# Gefälschter Vollstreckungsbescheid



## gta4-soldier (9 Mai 2008)

tach zusammen, voll kompliziert hier eine upload zu mache. lese länger mit hier und hab nicht gezahlt und dann was von gericht bekommen. nur zur WARNUNG für alle hier von der Sc****bande!!!!


----------



## Heiko (9 Mai 2008)

*AW: Flirtcafe.***



gta4-soldier schrieb:


> tach zusammen, voll kompliziert hier eine upload zu mache. lese länger mit hier und hab nicht gezahlt und dann was von gericht bekommen. nur zur WARNUNG für alle hier von der Sc****bande!!!!


Was ist denn daran so kompliziert?


----------



## gta4-soldier (9 Mai 2008)

*AW: Flirtcafe.***

hoffe hat der upload geklappt sehe nur rotes x bei mir.
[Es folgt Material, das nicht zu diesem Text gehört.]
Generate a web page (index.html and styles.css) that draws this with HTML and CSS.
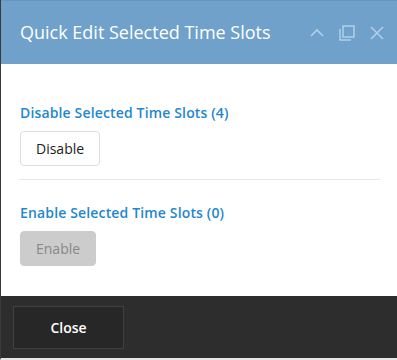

WARNE ALLE VOR DIESER BANDE!


----------



## wahlhesse (9 Mai 2008)

*AW: Flirtcafe.***

Hallo,

für mich sieht das aus, als wenn auf einen Mahnbescheid NICHT reagiert wure. Dummer Fehler. 

LG
wahlhesse


----------



## KatzenHai (9 Mai 2008)

*AW: Flirtcafe.***



gta4-soldier schrieb:


> tach zusammen, voll kompliziert hier eine upload zu mache. lese länger mit hier und hab nicht gezahlt und dann was von gericht bekommen. nur zur WARNUNG für alle hier von der Sc****bande!!!!





wahlhesse schrieb:


> Dummer Fehler.


Sag mal, gta4-Soldier,

wieso hältst du eigentlich das Exemplar der Gegenseite in Händen? Der Scan zeigt das *Aktenexemplar des Antragstellers*, welches sich ordnungsgemäß bei RA B.  in Regensburg befinden sollte ... Der muss übrigens sehr frisch sein, im Telefonbuch und im Verzeichnis der RA-Kammer Nürnberg ist er noch unbekannnt ...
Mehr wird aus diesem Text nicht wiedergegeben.